If it wasn’t made clear before, the use of MemoryLayout(s) are completely optional, however, they make the API a bit easier to use and debug as instead of reading raw numbers you instead have constant names.

However, they come with their own issues. Anything which accepts a var args MemoryLayout input as part of a method or constructor will also accept a GroupLayout or some other MemoryLayout when that isn’t an expected input. Make sure you specify the correct layouts!

Slicing & Arrays

MemorySegments can be sliced in order to store multiple values within a single block of Memory and is commonly used when working with arrays, structs, and unions. This, as was mentioned above, is done via the asSlice() method. In order to slice, you need to know both the starting location, in bytes, of the MemorySegment you want to slice as well as the size of the value stored in that location, in bytes. This returns a MemorySegment which you can then get the MemoryAddress of:

import java.lang.invoke.VarHandle;
import java.nio.ByteOrder;
import jdk.incubator.foreign.MemoryAddress;
import jdk.incubator.foreign.MemoryHandles;
import jdk.incubator.foreign.MemorySegment;public class PanamaMain
{
    public static void main(String[] args)
    {
        MemoryAddress address = MemorySegment.allocateNative(24).baseAddress();

MemoryAddress address1 = address.segment().asSlice(0, 8).baseAddress();
        MemoryAddress address2 = address.segment().asSlice(8, 8).baseAddress();
        MemoryAddress address3 = address.segment().asSlice(16, 8).baseAddress();

VarHandle handle = MemoryHandles.varHandle(long.class, ByteOrder.nativeOrder());handle.set(address1, Long.MIN_VALUE);
        handle.set(address2, 0);
        handle.set(address3, Long.MAX_VALUE);

long value1 = (long)handle.get(address1);
        long value2 = (long)handle.get(address2);
        long value3 = (long)handle.get(address3);


        System.out.println("Memory Value 1: " + value1);
        System.out.println("Memory Value 2: " + value2);
        System.out.println("Memory Value 3: " + value3);
    }  
}

Something to point out here is that you DO NOT need to create new VarHandles for each MemoryAddress you are working with.

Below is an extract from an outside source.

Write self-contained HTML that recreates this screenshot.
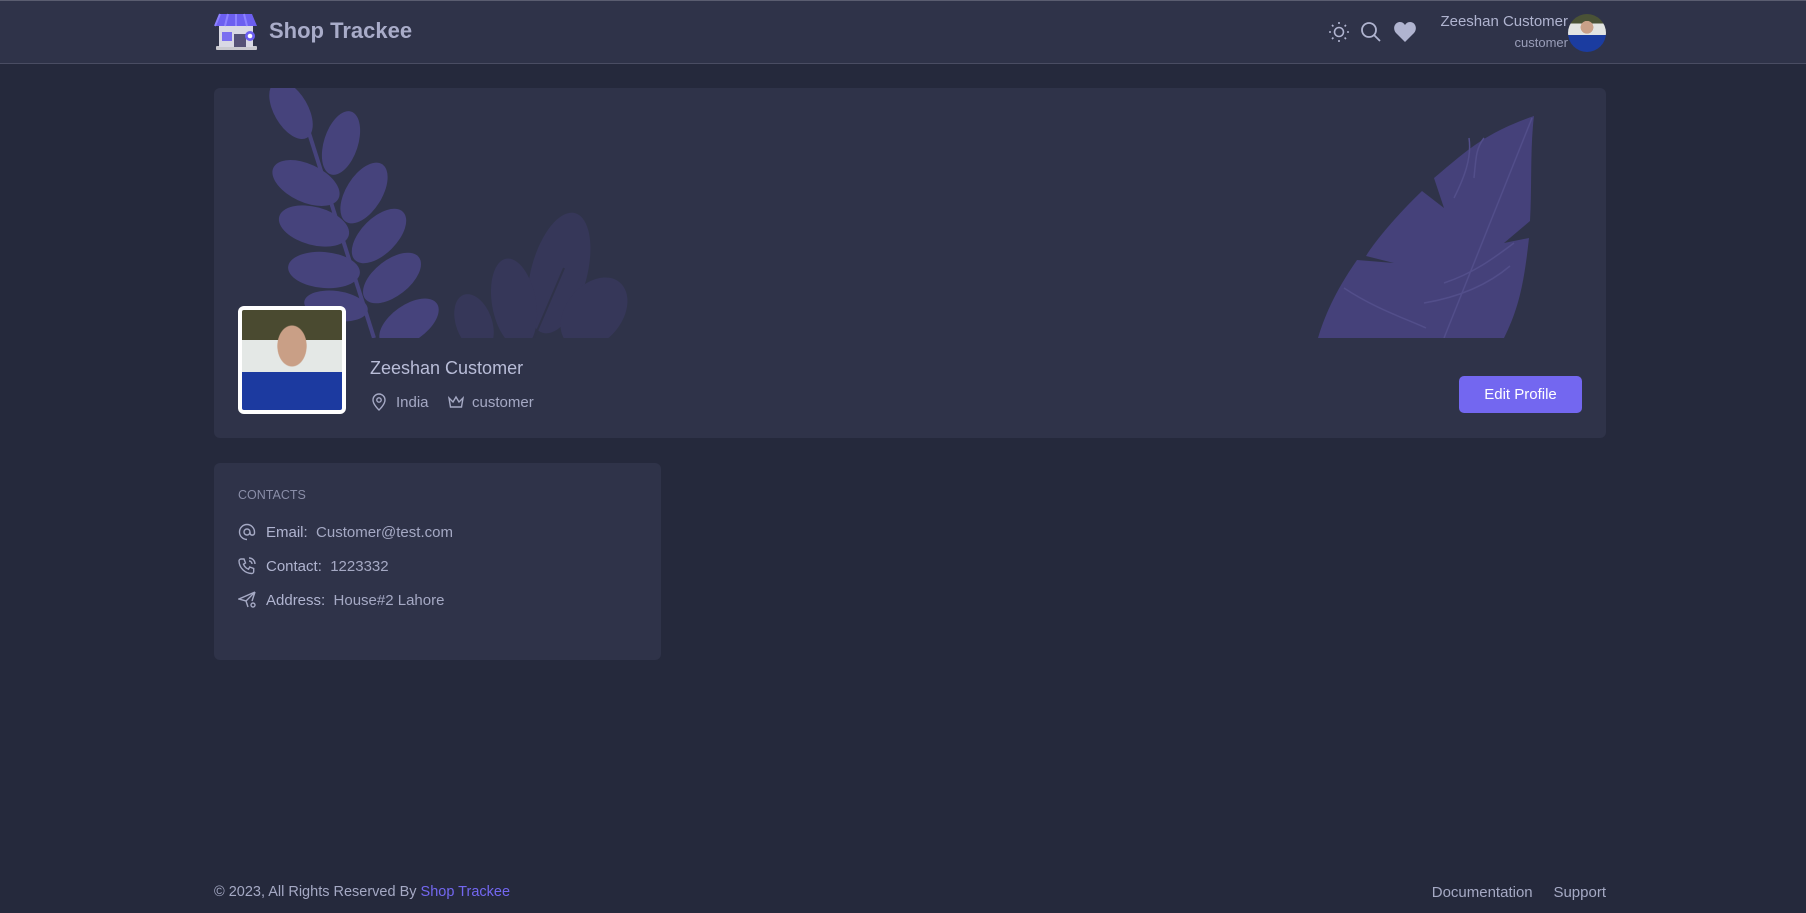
<!DOCTYPE html>
<html><head><meta charset="utf-8"><style>
*{box-sizing:border-box;margin:0;padding:0}
body{width:1806px;height:913px;background:#25293c;font-family:"Liberation Sans",sans-serif;color:#b6bee3;position:relative;overflow:hidden}
.hdr{position:absolute;left:0;top:0;width:1806px;height:64px;background:#2f3349;border-top:1px solid #5a5d70;border-bottom:1px solid #4a4d63}
.abs{position:absolute}
.card{position:absolute;background:#2f3349;border-radius:6px}
.t{color:#b0b4d0}
</style></head><body>
<div class="hdr"></div>
<svg class="abs" style="left:214px;top:12px" width="46" height="42" viewBox="0 0 46 42">
<rect x="2" y="34" width="41" height="4" rx="1" fill="#c9c9cf"/>
<rect x="5" y="14" width="34" height="21" fill="#d9d9e4"/>
<rect x="8" y="20" width="10" height="9" fill="#7b6ff0"/>
<rect x="20" y="22" width="12" height="13" fill="#555276"/>
<path d="M6 2h32l5 12H1z" fill="#6c5ff0"/>
<path d="M6 2l-5 12 M14 2l-3 12 M22 2v12 M30 2l3 12" stroke="#8d82ff" stroke-width="2"/>
<circle cx="36" cy="24" r="5" fill="#6c5ff0"/><circle cx="36" cy="24" r="2.3" fill="#fff"/>
</svg>
<div class="abs" style="left:269px;top:18px;font-size:22px;font-weight:bold;color:#a9acc9">Shop Trackee</div>
<svg class="abs" style="left:1327px;top:21px" width="24" height="22" viewBox="0 0 24 22" fill="none" stroke="#b0b4d0" stroke-width="1.6"><circle cx="12" cy="11" r="4.5"/><path d="M12 1v2M12 19v2M2 11h2M20 11h2M5 4l1.4 1.4M17.6 16.6L19 18M5 18l1.4-1.4M17.6 5.4L19 4"/></svg>
<svg class="abs" style="left:1360px;top:21px" width="22" height="22" viewBox="0 0 22 22" fill="none" stroke="#b0b4d0" stroke-width="1.8"><circle cx="9" cy="9" r="7"/><path d="M14 14l6 6"/></svg>
<svg class="abs" style="left:1393px;top:21px" width="24" height="22" viewBox="0 0 24 22"><path d="M12 21L3 12C-1 7 2 1 7 1c2.5 0 4 1.5 5 3 1-1.5 2.5-3 5-3 5 0 8 6 4 11z" fill="#b0b4d0"/></svg>
<div class="abs t" style="right:238px;top:13px;font-size:15px">Zeeshan Customer</div>
<div class="abs t" style="right:238px;top:35px;font-size:13px;color:#9a9eb9">customer</div>
<div class="abs" style="left:1568px;top:14px;width:38px;height:38px;border-radius:50%;background:radial-gradient(circle at 50% 35%,#c9a088 0 20%,transparent 21%),linear-gradient(#4a5236 0 25%,#e2e4e2 25% 55%,#1b3ca0 55%);"></div>

<div class="card" style="left:214px;top:88px;width:1392px;height:350px;overflow:hidden">
<svg class="abs" style="left:0;top:0" width="1392" height="250" viewBox="0 0 1392 250">
<g fill="#363759">
<ellipse cx="345" cy="185" rx="28" ry="62" transform="rotate(15 345 185)"/>
<ellipse cx="300" cy="215" rx="22" ry="45" transform="rotate(-10 300 215)"/>
<ellipse cx="380" cy="225" rx="28" ry="40" transform="rotate(40 380 225)"/>
<ellipse cx="260" cy="235" rx="18" ry="30" transform="rotate(-20 260 235)"/>
</g>
<path d="M350 180L320 250" stroke="#2f3249" stroke-width="2"/>
<g fill="#46437c">
<path d="M95 45L160 250" stroke="#46437c" stroke-width="4"/>
<ellipse cx="77" cy="22" rx="32" ry="17" transform="rotate(60 77 22)"/>
<ellipse cx="127" cy="55" rx="33" ry="17" transform="rotate(-72 127 55)"/>
<ellipse cx="150" cy="105" rx="34" ry="18" transform="rotate(-58 150 105)"/>
<ellipse cx="165" cy="148" rx="34" ry="18" transform="rotate(-45 165 148)"/>
<ellipse cx="178" cy="190" rx="34" ry="18" transform="rotate(-38 178 190)"/>
<ellipse cx="195" cy="235" rx="34" ry="18" transform="rotate(-35 195 235)"/>
<ellipse cx="92" cy="95" rx="36" ry="19" transform="rotate(25 92 95)"/>
<ellipse cx="100" cy="138" rx="36" ry="19" transform="rotate(15 100 138)"/>
<ellipse cx="110" cy="182" rx="36" ry="18" transform="rotate(5 110 182)"/>
<ellipse cx="122" cy="218" rx="32" ry="15" transform="rotate(8 122 218)"/>
<path d="M1320 28C1270 45 1250 65 1220 90L1230 120 1208 103C1180 130 1160 155 1152 168L1180 175 1143 172C1120 205 1110 230 1104 250H1290C1305 220 1310 195 1315 150L1290 155 1316 133C1318 100 1316 60 1320 28z" fill="#45417a"/>
</g>
<path d="M1318 30L1230 250M1296 178C1270 200 1240 210 1210 215M1300 155C1280 170 1260 185 1230 195M1130 200C1160 220 1190 230 1212 240M1240 110C1250 90 1258 70 1255 50M1260 90C1262 70 1262 60 1270 50" stroke="#524e8a" stroke-width="1.5" fill="none"/>
</svg>
<div class="abs" style="left:24px;top:218px;width:108px;height:108px;background:#fff;border-radius:6px;padding:4px">
<div style="width:100%;height:100%;border-radius:2px;background:radial-gradient(ellipse 15px 21px at 50% 36%,#c99f86 95%,transparent 100%),linear-gradient(#4a4a30 0 30%,#e4e8e6 30% 62%,#1c3aa0 62%)"></div></div>
<div class="abs t" style="left:156px;top:270px;font-size:18px;color:#b9bdd8">Zeeshan Customer</div>
<svg class="abs" style="left:157px;top:305px" width="16" height="18" viewBox="0 0 16 18" fill="none" stroke="#a5a9c4" stroke-width="1.4"><path d="M8 17s6-5.5 6-10A6 6 0 002 7c0 4.5 6 10 6 10z"/><circle cx="8" cy="7" r="2.2"/></svg>
<div class="abs t" style="left:182px;top:306px;font-size:15px;color:#a5a9c4">India</div>
<svg class="abs" style="left:233px;top:307px" width="18" height="14" viewBox="0 0 18 14" fill="none" stroke="#a5a9c4" stroke-width="1.4"><path d="M2 3l4 4 3-5 3 5 4-4-1.5 9h-11z"/></svg>
<div class="abs t" style="left:258px;top:306px;font-size:15px;color:#a5a9c4">customer</div>
<div class="abs" style="left:1245px;top:288px;width:123px;height:37px;background:#7367f0;border-radius:5px;color:#fff;font-size:15px;text-align:center;line-height:37px">Edit Profile</div>
</div>

<div class="card" style="left:214px;top:463px;width:447px;height:197px">
<div class="abs" style="left:24px;top:25px;font-size:12.5px;color:#8a8ea8">CONTACTS</div>
<svg class="abs" style="left:24px;top:60px" width="18" height="18" viewBox="0 0 18 18" fill="none" stroke="#a5a9c4" stroke-width="1.4"><circle cx="9" cy="9" r="3"/><path d="M12 9v1.3a2.3 2.3 0 004.5 0V9A7.5 7.5 0 109 16.5"/></svg>
<div class="abs t" style="left:52px;top:61px;font-size:15px;color:#a5a9c4"><span style="color:#b0b4d0">Email:</span>&nbsp; Customer@test.com</div>
<svg class="abs" style="left:24px;top:94px" width="18" height="18" viewBox="0 0 18 18" fill="none" stroke="#a5a9c4" stroke-width="1.4"><path d="M3 2h3l1.5 4-2 1.2a9 9 0 005 5L11.7 10l4 1.5v3a2 2 0 01-2 2A13 13 0 011 4a2 2 0 012-2zM11 1a6 6 0 016 6M11 4a3 3 0 013 3"/></svg>
<div class="abs t" style="left:52px;top:95px;font-size:15px;color:#a5a9c4"><span style="color:#b0b4d0">Contact:</span>&nbsp; 1223332</div>
<svg class="abs" style="left:24px;top:128px" width="20" height="18" viewBox="0 0 20 18" fill="none" stroke="#a5a9c4" stroke-width="1.4"><path d="M17 1L1 8l7 2 2 6M17 1l-3 9M8 10l9-9"/><circle cx="15" cy="14" r="2"/></svg>
<div class="abs t" style="left:52px;top:129px;font-size:15px;color:#a5a9c4"><span style="color:#b0b4d0">Address:</span>&nbsp; House#2 Lahore</div>
</div>

<div class="abs" style="left:214px;top:884px;font-size:14.5px;color:#a5a9c4">© 2023, All Rights Reserved By <span style="color:#7367f0">Shop Trackee</span></div>
<div class="abs" style="right:200px;top:884px;font-size:15px;color:#a5a9c4">Documentation &nbsp;&nbsp;&nbsp; Support</div>
</body></html>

Out of a large 24-byte block of memory, we’ve carved it into 3 different slices, making it an array.

Instead of hardcoding the slicing values, you can use a for loop to iterate over it:

import java.lang.invoke.VarHandle;
import java.nio.ByteOrder;
import jdk.incubator.foreign.MemoryAddress;
import jdk.incubator.foreign.MemoryHandles;
import jdk.incubator.foreign.MemorySegment;public class PanamaMain
{
    public static void main(String[] args)
    {
        MemoryAddress address = MemorySegment.allocateNative(24).baseAddress();

VarHandle handle = MemoryHandles.varHandle(long.class, ByteOrder.nativeOrder());

for(int i = 0; i <= 2; i++)
        {
            MemoryAddress slice = address.segment().asSlice(i*8, 8).baseAddress();

handle.set(slice, i*8);

System.out.println("Long slice at location " + handle.get(slice));
        }
    }  
}

and of course, you can use a SequenceLayout instead of using raw, hardcoded values:

import java.lang.invoke.VarHandle;
import java.nio.ByteOrder;
import jdk.incubator.foreign.MemoryAddress;
import jdk.incubator.foreign.MemoryHandles;
import jdk.incubator.foreign.MemoryLayout;
import jdk.incubator.foreign.MemoryLayouts;
import jdk.incubator.foreign.MemorySegment;
import jdk.incubator.foreign.SequenceLayout;public class PanamaMain
{
    public static void main(String[] args)
    {
        SequenceLayout layout = MemoryLayout.ofSequence(3, MemoryLayouts.JAVA_LONG);
        MemoryAddress address = MemorySegment.allocateNative(layout).baseAddress();

VarHandle handle = MemoryHandles.varHandle(long.class, ByteOrder.nativeOrder());

for(int i = 0; i < layout.elementCount().getAsLong(); i++)
        {
            MemoryAddress slice = address.segment().asSlice(i*layout.elementLayout().byteSize(), layout.elementLayout().byteSize()).baseAddress();

handle.set(slice, i*layout.elementLayout().byteSize());

System.out.println("Long slice at location " + handle.get(slice));
        }
    }  
}

What’s Not Included

Everything so far has only been in the scope of JDK 14’s incubating version, however, as was mentioned before, this is all a stepping stone towards native C library access and is even out-of-date with one or two method names being changed. There is yet another layer on top of all this which finally enables you to access native library calls. To summarize what’s missing:

• jextract
• Library Lookups
• ABI specific ValueLayout
• Runtime ABI layouts
• FunctionDescriptor interface
• ForeignUnsafe

All of which are layered on top of and in addition to the Foreign-Memory Access API. If you plan on creating bindings for some native C library, learning the API now won’t go to waste.